Building an AI-Powered PDF to Obsidian Assistant
The “Aha” Moment
Last week, I found myself drowning in PDFs. Again. :(
Between research papers, documentation, and various digital books, I had accumulated a small library of PDFs that needed to be integrated into my Obsidian vault. As I manually copied, pasted, and formatted the twentieth document of the day, I had that classic developer thought: “There has to be a better way.”

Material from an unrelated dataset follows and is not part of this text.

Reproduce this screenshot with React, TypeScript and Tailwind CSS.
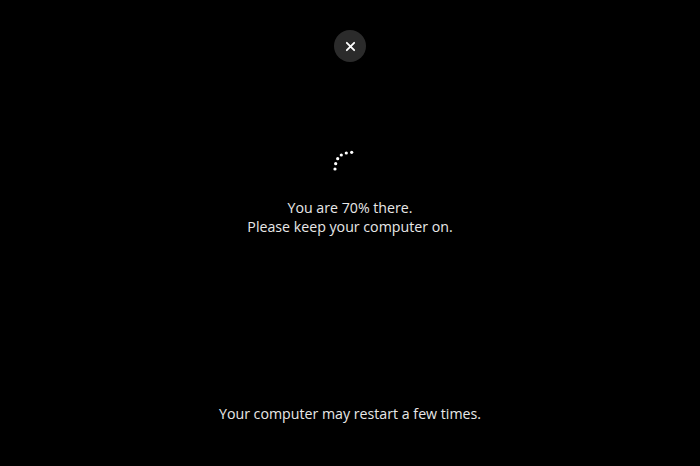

There is none, so I need to build one.
What is Obsidian?
Obsidian is a powerful knowledge management tool that allows users to create a personal knowledge base using markdown files. It enables users to link notes together, creating a network of interconnected ideas, which enhances the way information is organized and retrieved. This project aims to leverage Obsidian’s capabilities by automating the integration of PDF content into the vault, ensuring that the structure and connections within the knowledge base are preserved and enriched.
The Problem
If you’re like me, your Obsidian vault is more than just a collection of notes—it’s a carefully curated digital garden. Each note has its place, its connections, its tags, and its role in the greater knowledge graph. Simply dumping PDF content into it would be like throwing random plants into a well-maintained garden. The structure matters.
Here are my requirements:
- Preserve my existing vault structure
- Maintain the integrity of my knowledge graph
- Generate meaningful connections to existing notes
- Keep my tagging system consistent
- Save me time (obviously!)
- Seemlessly integrate into Obsidian (no copy pasting action)

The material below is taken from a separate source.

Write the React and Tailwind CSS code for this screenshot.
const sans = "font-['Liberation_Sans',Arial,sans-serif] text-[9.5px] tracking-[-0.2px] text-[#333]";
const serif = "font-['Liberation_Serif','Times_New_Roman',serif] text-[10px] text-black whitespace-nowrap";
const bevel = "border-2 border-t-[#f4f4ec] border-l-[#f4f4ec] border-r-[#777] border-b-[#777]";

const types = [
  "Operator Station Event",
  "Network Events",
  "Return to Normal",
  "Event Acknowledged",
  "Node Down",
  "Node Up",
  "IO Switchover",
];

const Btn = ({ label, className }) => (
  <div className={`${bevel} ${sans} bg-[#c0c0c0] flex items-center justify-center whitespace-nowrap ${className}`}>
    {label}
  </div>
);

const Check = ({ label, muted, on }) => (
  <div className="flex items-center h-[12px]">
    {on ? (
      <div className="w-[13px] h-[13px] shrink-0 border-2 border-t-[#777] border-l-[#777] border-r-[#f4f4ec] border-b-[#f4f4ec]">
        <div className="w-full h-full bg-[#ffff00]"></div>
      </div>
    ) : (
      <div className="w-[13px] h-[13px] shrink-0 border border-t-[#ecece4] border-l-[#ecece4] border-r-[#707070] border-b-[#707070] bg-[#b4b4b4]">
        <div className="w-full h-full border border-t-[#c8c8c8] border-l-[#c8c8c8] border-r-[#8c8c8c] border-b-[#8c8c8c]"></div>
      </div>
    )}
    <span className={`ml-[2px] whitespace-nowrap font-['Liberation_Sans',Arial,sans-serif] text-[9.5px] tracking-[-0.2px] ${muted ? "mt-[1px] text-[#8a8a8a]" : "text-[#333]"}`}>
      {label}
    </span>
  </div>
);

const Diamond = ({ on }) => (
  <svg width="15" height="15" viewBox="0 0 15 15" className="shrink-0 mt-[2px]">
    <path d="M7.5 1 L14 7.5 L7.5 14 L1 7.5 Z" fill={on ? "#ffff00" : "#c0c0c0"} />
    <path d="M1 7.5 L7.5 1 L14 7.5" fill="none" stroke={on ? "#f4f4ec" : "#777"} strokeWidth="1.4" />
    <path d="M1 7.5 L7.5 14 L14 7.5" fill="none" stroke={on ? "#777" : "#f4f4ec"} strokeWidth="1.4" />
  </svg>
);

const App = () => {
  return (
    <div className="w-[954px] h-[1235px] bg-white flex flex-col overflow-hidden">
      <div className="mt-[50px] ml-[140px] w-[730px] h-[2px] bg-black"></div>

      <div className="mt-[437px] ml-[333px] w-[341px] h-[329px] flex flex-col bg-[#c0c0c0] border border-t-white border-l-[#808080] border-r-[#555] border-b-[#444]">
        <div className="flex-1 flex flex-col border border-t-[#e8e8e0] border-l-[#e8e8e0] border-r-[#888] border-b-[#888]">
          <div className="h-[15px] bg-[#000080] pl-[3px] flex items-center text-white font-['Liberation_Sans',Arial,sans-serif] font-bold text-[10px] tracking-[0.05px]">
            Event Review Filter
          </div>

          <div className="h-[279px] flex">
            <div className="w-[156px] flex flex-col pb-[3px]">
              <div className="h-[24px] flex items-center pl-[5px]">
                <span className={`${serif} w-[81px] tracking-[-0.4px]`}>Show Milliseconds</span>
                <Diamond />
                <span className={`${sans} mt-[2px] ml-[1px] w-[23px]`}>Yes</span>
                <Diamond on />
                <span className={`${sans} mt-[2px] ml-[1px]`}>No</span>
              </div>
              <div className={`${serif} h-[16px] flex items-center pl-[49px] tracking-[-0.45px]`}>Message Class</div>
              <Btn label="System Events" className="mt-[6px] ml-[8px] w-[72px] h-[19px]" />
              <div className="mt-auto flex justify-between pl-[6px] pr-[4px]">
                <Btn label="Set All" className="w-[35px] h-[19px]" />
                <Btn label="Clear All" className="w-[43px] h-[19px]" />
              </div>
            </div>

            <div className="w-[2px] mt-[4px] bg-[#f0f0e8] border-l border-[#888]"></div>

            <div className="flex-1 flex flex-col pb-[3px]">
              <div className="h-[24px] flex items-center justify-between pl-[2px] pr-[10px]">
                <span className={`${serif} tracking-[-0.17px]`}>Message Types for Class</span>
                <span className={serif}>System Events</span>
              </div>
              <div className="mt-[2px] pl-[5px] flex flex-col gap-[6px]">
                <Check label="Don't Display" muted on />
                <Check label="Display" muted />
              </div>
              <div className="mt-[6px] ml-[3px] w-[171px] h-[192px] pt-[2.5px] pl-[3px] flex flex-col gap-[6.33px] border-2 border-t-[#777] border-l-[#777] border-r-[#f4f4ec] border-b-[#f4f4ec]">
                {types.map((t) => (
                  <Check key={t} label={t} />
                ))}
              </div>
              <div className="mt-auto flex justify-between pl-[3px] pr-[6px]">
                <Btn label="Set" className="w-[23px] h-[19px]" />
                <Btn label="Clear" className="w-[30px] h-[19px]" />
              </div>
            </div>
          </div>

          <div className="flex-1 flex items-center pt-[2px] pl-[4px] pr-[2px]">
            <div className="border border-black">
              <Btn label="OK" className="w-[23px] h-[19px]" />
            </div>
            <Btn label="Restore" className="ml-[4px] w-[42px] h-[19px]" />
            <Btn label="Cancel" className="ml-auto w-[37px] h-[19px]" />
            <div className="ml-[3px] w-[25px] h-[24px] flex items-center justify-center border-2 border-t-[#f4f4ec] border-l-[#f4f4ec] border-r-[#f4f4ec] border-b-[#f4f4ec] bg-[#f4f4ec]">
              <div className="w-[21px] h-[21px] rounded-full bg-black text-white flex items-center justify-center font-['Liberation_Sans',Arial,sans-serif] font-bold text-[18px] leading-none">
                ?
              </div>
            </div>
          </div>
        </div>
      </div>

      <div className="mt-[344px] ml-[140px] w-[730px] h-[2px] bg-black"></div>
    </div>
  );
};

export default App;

The Solution: Meet the Obsidian PDF Agent
A rough overview (for now)
How It Works
Imagine having a really smart research assistant who:
- Reads and understands your PDFs
- Knows how you organize your notes
- Creates perfectly formatted markdown files
- Places them in the right folders
- Suggests relevant connections to your existing notes
- Maintains your tagging system
That’s essentially what this agent will do, but automatically.
Real-World Example
Here is what will happen.
Before:
research_paper_123.pdf
└── 50 pages of dense academic text / uni scripts
After:
---
title: "Understanding Cognitive Biases in Decision Making"
source: "Journal of Behavioral Economics, 2024"

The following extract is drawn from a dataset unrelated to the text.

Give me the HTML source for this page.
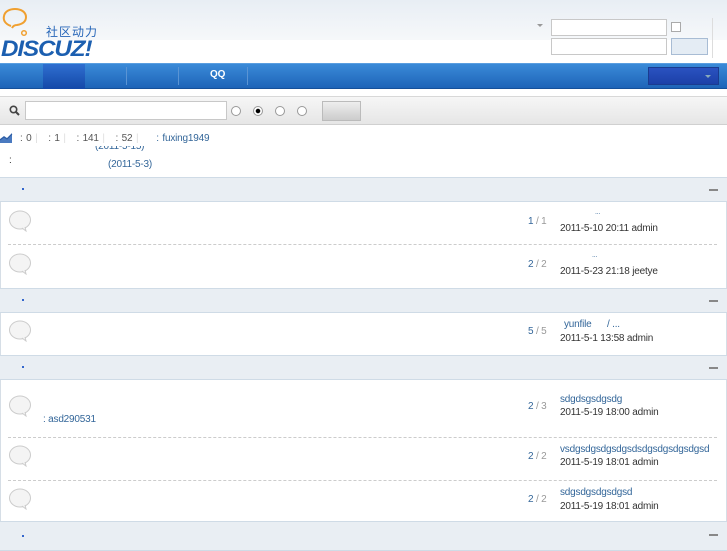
<!DOCTYPE html>
<html><head><meta charset="utf-8"><style>
*{margin:0;padding:0;box-sizing:border-box}
body{width:727px;height:545px;overflow:hidden;background:#fff;font-family:"Liberation Sans","Noto Sans CJK SC",sans-serif;font-size:10px;color:#333;position:relative;letter-spacing:-0.2px}
.a{position:absolute}
.hdr{left:0;top:0;width:727px;height:40px;background:linear-gradient(#e8eef4,#f6f8fa)}
.nav{left:0;top:63px;width:727px;height:26px;background:linear-gradient(#3a8ad8,#1e64b8);border-top:1px solid #5a9ee0;border-bottom:1px solid #16509a}
.sep{top:67px;width:1px;height:18px;background:#5a94d4}
.sb{left:0;top:96px;width:727px;height:29px;background:linear-gradient(#f6f6f6,#e6e6e6);border-top:1px solid #d8d8d8;border-bottom:1px solid #d0d0d0}
.inp{background:#fff;border:1px solid #c8c8c8}
.rad{width:10px;height:10px;border-radius:50%;border:1px solid #999;background:#fff}
.sh{left:0;width:727px;height:25px;background:#e9eef3;border-top:1px solid #cfdbe6;border-bottom:1px solid #cfdbe6}
.sh .d{position:absolute;left:22px;top:10px;width:2px;height:2px;background:#36c}
.sh .m{position:absolute;right:9px;top:11px;width:9px;height:2px;background:#888}
.ic{left:8px;width:24px;height:22px}
.dash{left:8px;width:709px;border-top:1px dashed #ccc}
.n{color:#369;left:528px}
.n span{color:#999}
.l1{left:560px;color:#369}
.l2{left:560px;color:#333}
.edge{left:0;width:1px;background:#d6dee6}
.edge2{right:0;width:1px;background:#d6dee6}
</style></head><body>
<div class="a hdr"></div>
<svg class="a" style="left:2px;top:7px" width="30" height="30" viewBox="0 0 30 30"><path d="M9 19C3 17 1 13 2 9c1-5 6-7 11-7 6 0 11 3 11 8 0 4-3 7-9 8-2 0-4 1-5 3" fill="none" stroke="#f0a030" stroke-width="2"/><circle cx="22" cy="26" r="2.3" fill="none" stroke="#f0a030" stroke-width="1.5"/></svg>
<div class="a" style="left:46px;top:23px;font-size:12px;color:#2766b8;letter-spacing:1px">社区动力</div>
<div class="a" style="left:1px;top:38px;font-size:22px;font-weight:bold;font-style:italic;color:#1c5fb0;letter-spacing:-1px;line-height:22px;transform:scaleX(1.1);transform-origin:left">DISCUZ!</div>
<div class="a" style="left:537px;top:24px;width:0;height:0;border-left:3px solid transparent;border-right:3px solid transparent;border-top:3px solid #999"></div>
<div class="a inp" style="left:551px;top:19px;width:116px;height:17px"></div>
<div class="a" style="left:671px;top:22px;width:10px;height:10px;border:1px solid #aaa;background:#fff"></div>
<div class="a inp" style="left:551px;top:38px;width:116px;height:17px"></div>
<div class="a" style="left:671px;top:38px;width:37px;height:17px;background:#e4ecf4;border:1px solid #a8bcd4"></div>
<div class="a" style="left:712px;top:18px;width:1px;height:40px;background:#ddd"></div>
<div class="a nav"></div>
<div class="a" style="left:43px;top:64px;width:42px;height:25px;background:linear-gradient(#2f6fd0,#1448a8)"></div>
<div class="a sep" style="left:126px"></div><div class="a sep" style="left:178px"></div><div class="a sep" style="left:247px"></div>
<div class="a" style="left:210px;top:69px;color:#fff;font-weight:bold;font-size:10px">QQ</div>
<div class="a" style="left:648px;top:67px;width:71px;height:18px;background:linear-gradient(#2a52c0,#1c40a8);border:1px solid #1a3c90"></div>
<div class="a" style="left:705px;top:75px;border-left:3px solid transparent;border-right:3px solid transparent;border-top:3px solid #8ab"></div>
<div class="a sb"></div>
<svg class="a" style="left:9px;top:105px" width="11" height="11"><circle cx="4.5" cy="4.5" r="3.2" fill="none" stroke="#444" stroke-width="1.6"/><path d="M7 7l3 3" stroke="#444" stroke-width="2"/></svg>
<div class="a inp" style="left:25px;top:101px;width:202px;height:19px"></div>
<div class="a rad" style="left:231px;top:106px"></div>
<div class="a rad" style="left:253px;top:106px;background:radial-gradient(#000 35%,#fff 45%)"></div>
<div class="a rad" style="left:275px;top:106px"></div>
<div class="a rad" style="left:297px;top:106px"></div>
<div class="a" style="left:322px;top:101px;width:39px;height:20px;background:linear-gradient(#eee,#ccc);border:1px solid #bbb"></div>
<svg class="a" style="left:0;top:132px" width="13" height="12"><path d="M0 7l4-3 3 2 5-5v10H0z" fill="#4a7ac0"/><path d="M0 8l4-3 3 2 5-5" fill="none" stroke="#2a5aa0"/></svg>
<div class="a" style="left:20px;top:133px;color:#555;word-spacing:1px">: 0 <span style="color:#ddd">|</span> &nbsp; : 1 <span style="color:#ddd">|</span> &nbsp; : 141 <span style="color:#ddd">|</span> &nbsp; : 52 <span style="color:#ddd">|</span> &nbsp;&nbsp;&nbsp; <span style="color:#369">: fuxing1949</span></div>
<div class="a" style="left:95px;top:146px;color:#369;height:5px;overflow:hidden;line-height:2px">(2011-5-15)</div>
<div class="a" style="left:9px;top:155px;color:#333">:</div>
<div class="a" style="left:108px;top:159px;color:#369">(2011-5-3)</div>

<div class="a edge" style="top:177px;height:368px"></div><div class="a edge2" style="top:177px;height:368px"></div>
<div class="a sh" style="top:177px"><i class="d"></i><i class="m"></i></div>
<svg class="a ic" style="top:210px" viewBox="0 0 24 22"><ellipse cx="12" cy="10" rx="10.5" ry="9" fill="#f4f4f4" stroke="#ccc"/><path d="M14 18l4 3-1-4" fill="#f4f4f4" stroke="#ccc"/></svg>
<div class="a n" style="top:216px">1 <span>/ 1</span></div>
<div class="a l1" style="top:209px;left:595px;font-size:7px">...</div>
<div class="a l2" style="top:223px">2011-5-10 20:11 admin</div>
<div class="a dash" style="top:244px"></div>
<svg class="a ic" style="top:253px" viewBox="0 0 24 22"><ellipse cx="12" cy="10" rx="10.5" ry="9" fill="#f4f4f4" stroke="#ccc"/><path d="M14 18l4 3-1-4" fill="#f4f4f4" stroke="#ccc"/></svg>
<div class="a n" style="top:259px">2 <span>/ 2</span></div>
<div class="a l1" style="top:252px;left:592px;font-size:7px">...</div>
<div class="a l2" style="top:266px">2011-5-23 21:18 jeetye</div>

<div class="a sh" style="top:288px"><i class="d"></i><i class="m"></i></div>
<svg class="a ic" style="top:320px" viewBox="0 0 24 22"><ellipse cx="12" cy="10" rx="10.5" ry="9" fill="#f4f4f4" stroke="#ccc"/><path d="M14 18l4 3-1-4" fill="#f4f4f4" stroke="#ccc"/></svg>
<div class="a n" style="top:326px">5 <span>/ 5</span></div>
<div class="a l1" style="top:319px;left:564px">yunfile &nbsp;&nbsp;&nbsp;&nbsp; / ...</div>
<div class="a l2" style="top:333px">2011-5-1 13:58 admin</div>

<div class="a sh" style="top:355px"><i class="d"></i><i class="m"></i></div>
<svg class="a ic" style="top:395px" viewBox="0 0 24 22"><ellipse cx="12" cy="10" rx="10.5" ry="9" fill="#f4f4f4" stroke="#ccc"/><path d="M14 18l4 3-1-4" fill="#f4f4f4" stroke="#ccc"/></svg>
<div class="a" style="left:43px;top:414px;color:#369">: asd290531</div>
<div class="a n" style="top:401px">2 <span>/ 3</span></div>
<div class="a l1" style="top:394px">sdgdsgsdgsdg</div>
<div class="a l2" style="top:407px">2011-5-19 18:00 admin</div>
<div class="a dash" style="top:437px"></div>
<svg class="a ic" style="top:445px" viewBox="0 0 24 22"><ellipse cx="12" cy="10" rx="10.5" ry="9" fill="#f4f4f4" stroke="#ccc"/><path d="M14 18l4 3-1-4" fill="#f4f4f4" stroke="#ccc"/></svg>
<div class="a n" style="top:451px">2 <span>/ 2</span></div>
<div class="a l1" style="top:444px">vsdgsdgsdgsdgsdsdgsdgsdgsdgsd</div>
<div class="a l2" style="top:457px">2011-5-19 18:01 admin</div>
<div class="a dash" style="top:480px"></div>
<svg class="a ic" style="top:488px" viewBox="0 0 24 22"><ellipse cx="12" cy="10" rx="10.5" ry="9" fill="#f4f4f4" stroke="#ccc"/><path d="M14 18l4 3-1-4" fill="#f4f4f4" stroke="#ccc"/></svg>
<div class="a n" style="top:494px">2 <span>/ 2</span></div>
<div class="a l1" style="top:487px">sdgsdgsdgsdgsd</div>
<div class="a l2" style="top:501px">2011-5-19 18:01 admin</div>

<div class="a sh" style="top:521px;height:30px"><i class="d" style="top:13px"></i><i class="m" style="top:12px"></i></div>
</body></html>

tags: [psychology, decision-making, cognitive-bias]
related: [[Decision Making Framework]], [[Behavioral Economics]]
---
## Key Findings
- Discovery of three new cognitive biases
- Impact on financial decision making
- Potential mitigation strategies
[... rest of the intelligently formatted content ...]
![Specifically Integrated Link to another node]
Final Notes
I will be back soon with updates. I am mostly new to this field, so mistakes (learning opportunities) will happen. I will be posting weekly on my progress. Thank you for reading <3.